Records provided:
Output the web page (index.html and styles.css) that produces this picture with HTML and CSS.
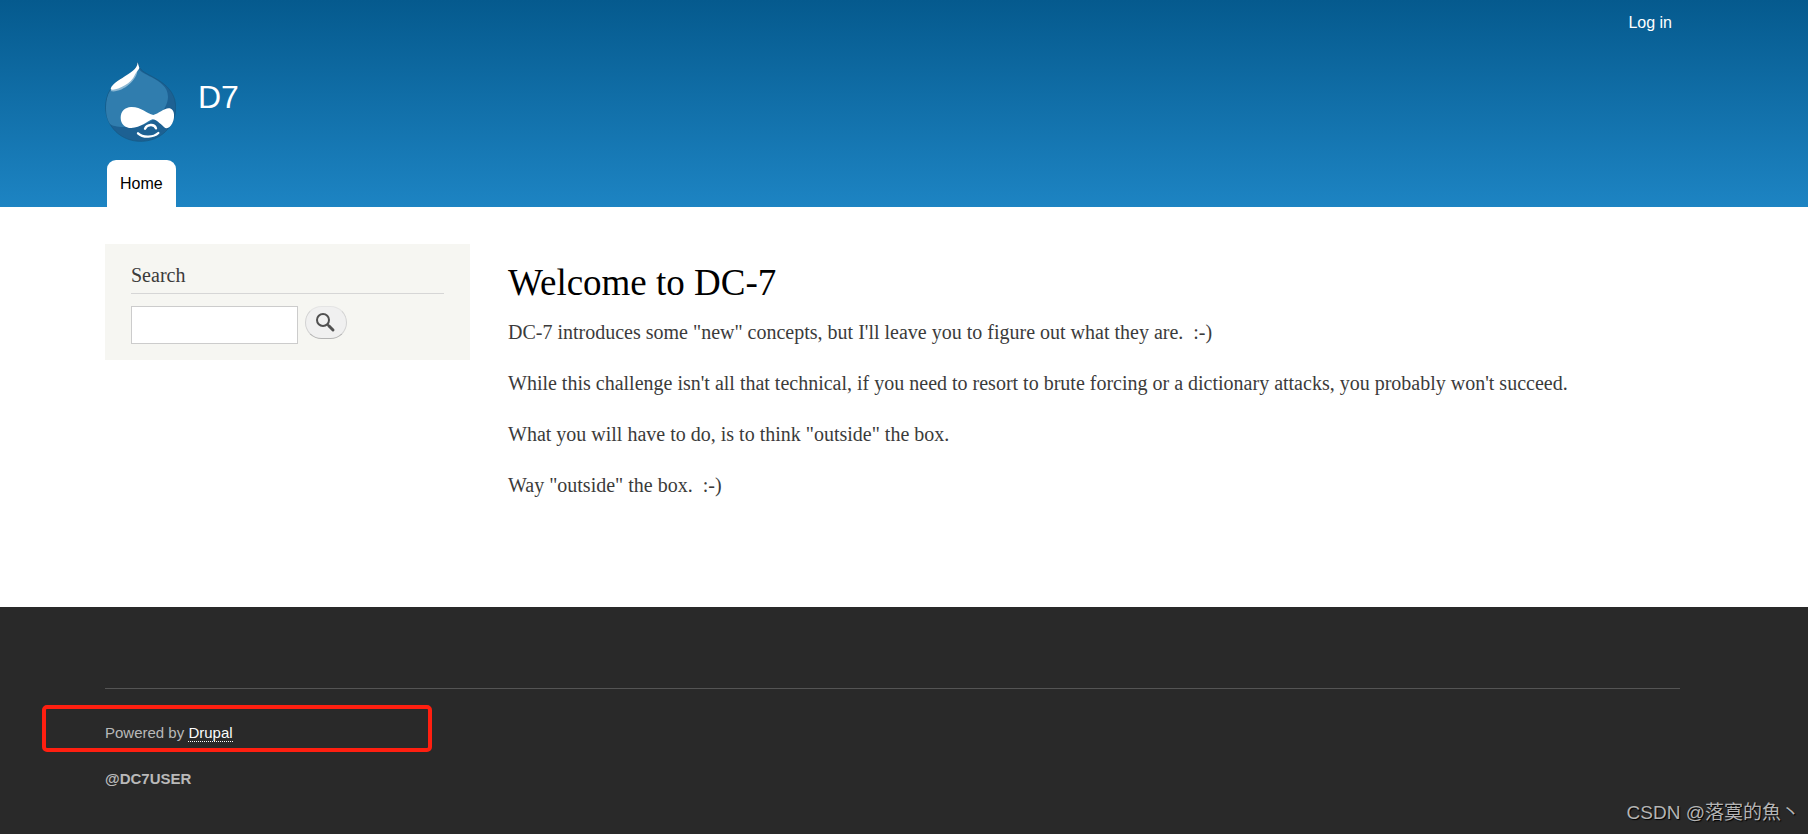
FILE: index.html
```html
<!DOCTYPE html>
<html lang="en">
<head>
    <meta charset="UTF-8">
    <meta name="viewport" content="width=device-width, initial-scale=1.0">
    <title>Welcome to DC-7 | D7</title>
    <link rel="stylesheet" href="styles.css">
</head>
<body>

    <header class="header">
        <nav class="user-menu">
            <a href="#">Log in</a>
        </nav>
        <div class="branding">
            <a class="logo" href="#" aria-label="Home">
                <svg viewBox="0 0 213 240" width="71" height="80">
                    <path fill="#1d6193" stroke="#17567f" stroke-width="2" d="M98 2C103 26 119 31 140 43C178 63 212 88 212 136C212 194 166 238 107 238C46 238 2 192 2 136C2 98 19 68 49 50C73 37 94 26 98 2Z"/>
                    <path fill="#307dae" d="M100 18C106 31 122 36 140 46C164 59 189 75 189 104C189 145 140 194 76 194C43 197 22 192 15 186C5 170 3 155 3 136C3 98 20 69 50 52C76 38 94 31 100 18Z"/>
                    <path fill="#8db9d4" d="M97 25C97 55 53 92 19 88C14 80 30 66 50 54C70 42 85 35 97 25Z"/>
                    <path fill="#fff" d="M98 1C97 22 76 33 52 48C31 60 17 73 17 82C30 89 79 66 89 40C92 31 103 22 103 17C101 12 100 8 98 1Z"/>
                    <path fill="#fff" d="M78 135C108 134 126 155 145 159C160 156 177 139 191 139C211 139 210 170 202 184C193 200 184 202 176 194C164 184 154 173 143 172C127 177 107 198 79 198C60 198 47 185 47 167C47 148 60 136 78 135Z"/>
                    <path fill="none" stroke="#fff" stroke-width="7" stroke-linecap="round" d="M120 200C126 187 148 184 153 199M99 214C115 229 146 226 160 213"/>
                </svg>
            </a>
            <a class="site-name" href="#">D7</a>
        </div>
        <nav class="main-menu">
            <a class="tab" href="#">Home</a>
        </nav>
    </header>

    <main class="main">
        <aside class="sidebar">
            <form class="search-block">
                <h2><label for="keys">Search</label></h2>
                <div class="search-row">
                    <input type="search" id="keys" class="search-input">
                    <button type="button" class="search-button" aria-label="Search">
                        <svg viewBox="0 0 20 20" width="20" height="20" fill="none" stroke="#505050">
                            <circle cx="7" cy="7" r="6" stroke-width="2"/>
                            <path d="M11 11l3 3" stroke-width="2"/>
                            <path d="M13 13l4 4" stroke-width="3" stroke-linecap="round"/>
                        </svg>
                    </button>
                </div>
            </form>
        </aside>
        <article class="content">
            <h1>Welcome to DC-7</h1>
            <p>DC-7 introduces some "new" concepts, but I'll leave you to figure out what they are.&nbsp; :-)</p>
            <p>While this challenge isn't all that technical, if you need to resort to brute forcing or a dictionary attacks, you probably won't succeed.</p>
            <p>What you will have to do, is to think "outside" the box.</p>
            <p>Way "outside" the box.&nbsp; :-)</p>
        </article>
    </main>

    <footer class="footer">
        <div class="footer-inner">
            <div class="powered">Powered by <a href="#">Drupal</a><span class="highlight"></span></div>
            <div class="credit">@DC7USER</div>
        </div>
        <span class="watermark">CSDN @落寞的魚丶</span>
    </footer>

</body>
</html>
```
FILE: styles.css
```css
* {
    margin: 0;
    padding: 0;
    box-sizing: border-box;
}

body {
    min-height: 100vh;
    display: flex;
    flex-direction: column;
    font-family: Georgia, "Liberation Serif", serif;
    font-size: 20px;
    color: #3b3b3b;
    background: #fff;
}

a {
    color: inherit;
    text-decoration: none;
}

.header {
    padding: 0 128px 0 105px;
    color: #fff;
    font-family: "Liberation Sans", Arial, sans-serif;
    background: linear-gradient(#055a8e, #1d84c3);
}

.user-menu {
    display: flex;
    justify-content: flex-end;
    padding: 13px 8px 11px;
    font-size: 16px;
    line-height: 20px;
}

.branding {
    display: flex;
    gap: 22px;
    padding: 18px 0;
}

.logo {
    height: 80px;
}

.site-name {
    padding-top: 15px;
    font-size: 32px;
    line-height: 40px;
}

.main-menu {
    display: flex;
    padding-left: 2px;
}

.tab {
    padding: 0 13px;
    border-radius: 9px 9px 0 0;
    background: #fff;
    color: #000;
    font-size: 16px;
    line-height: 47px;
}

.main {
    display: flex;
    gap: 38px;
    align-items: flex-start;
    padding: 37px 80px 86px 105px;
}

.sidebar {
    flex: 0 0 365px;
}

.search-block {
    padding: 18px 26px 16px;
    background: #f6f6f2;
}

.search-block h2 {
    padding-bottom: 5px;
    margin-bottom: 12px;
    border-bottom: 1px solid #d6d6d6;
    font-size: 20px;
    font-weight: normal;
    line-height: 26px;
}

.search-row {
    display: flex;
    align-items: flex-start;
    gap: 7px;
}

.search-input {
    width: 167px;
    height: 38px;
    padding: 4px;
    border: 1px solid #ccc;
    background: #fff;
    font-size: 16px;
    appearance: none;
}

.search-button {
    display: flex;
    align-items: center;
    justify-content: center;
    width: 42px;
    height: 33px;
    border: 1px solid #d2d2d2;
    border-top-color: #e4e4e4;
    border-bottom-color: #b4b4b4;
    border-radius: 17px;
    background: #f0f0f0;
}

.content {
    flex: 1;
    padding-top: 16px;
}

.content h1 {
    margin-bottom: 11px;
    color: #000;
    font-size: 37px;
    font-weight: normal;
    line-height: 46px;
}

.content p {
    margin-bottom: 20px;
    line-height: 31px;
}

.footer {
    position: relative;
    flex: 1;
    padding: 81px 128px 20px 105px;
    background: #292929;
    color: #b9b9b9;
    font-family: "Liberation Sans", Arial, sans-serif;
    font-size: 15px;
}

.footer-inner {
    padding-top: 34px;
    border-top: 1px solid #545454;
    line-height: 20px;
}

.powered {
    position: relative;
    margin-bottom: 26px;
}

.powered a {
    border-bottom: 1px dotted #fcfcfc;
    color: #fcfcfc;
}

/* red frame around the powered-by line */
.highlight {
    position: absolute;
    top: -18px;
    left: -63px;
    width: 390px;
    height: 47px;
    border: 4px solid #ff1f10;
    border-radius: 5px;
}

.credit {
    font-weight: bold;
}

.watermark {
    position: absolute;
    right: 8px;
    bottom: 6px;
    color: #b4b4b4;
    font-family: "Liberation Sans", "Noto Sans CJK SC", sans-serif;
    font-size: 19px;
    line-height: 30px;
    text-shadow: 1px 1px 1px #000;
}
```
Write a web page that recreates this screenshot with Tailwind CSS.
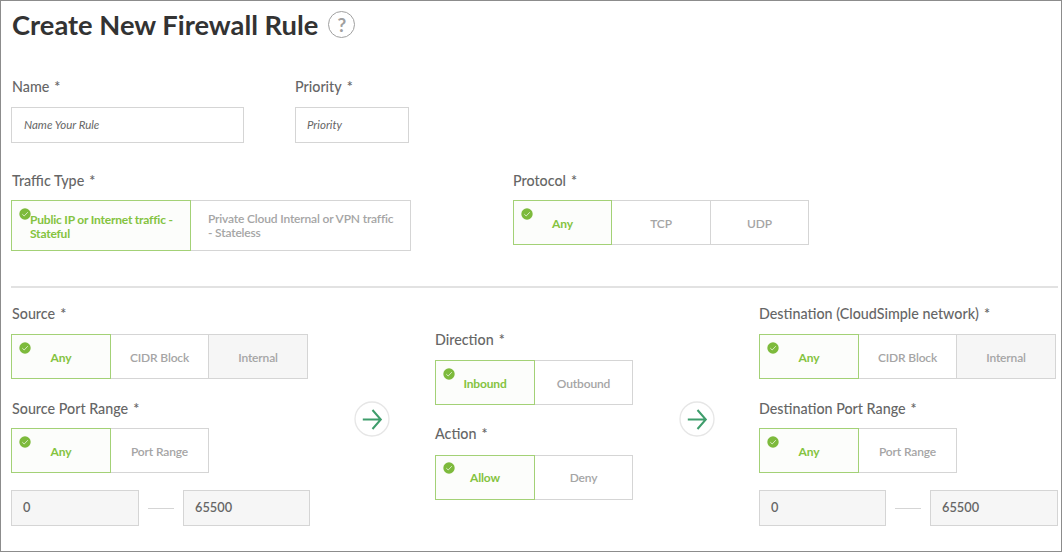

Goal: In the records above, find the lines containing "this" and copy them.

Written answer:
Output the web page (index.html and styles.css) that produces this picture with HTML and CSS.
            <p>While this challenge isn't all that technical, if you need to resort to brute forcing or a dictionary attacks, you probably won't succeed.</p>
Write a web page that recreates this screenshot with Tailwind CSS.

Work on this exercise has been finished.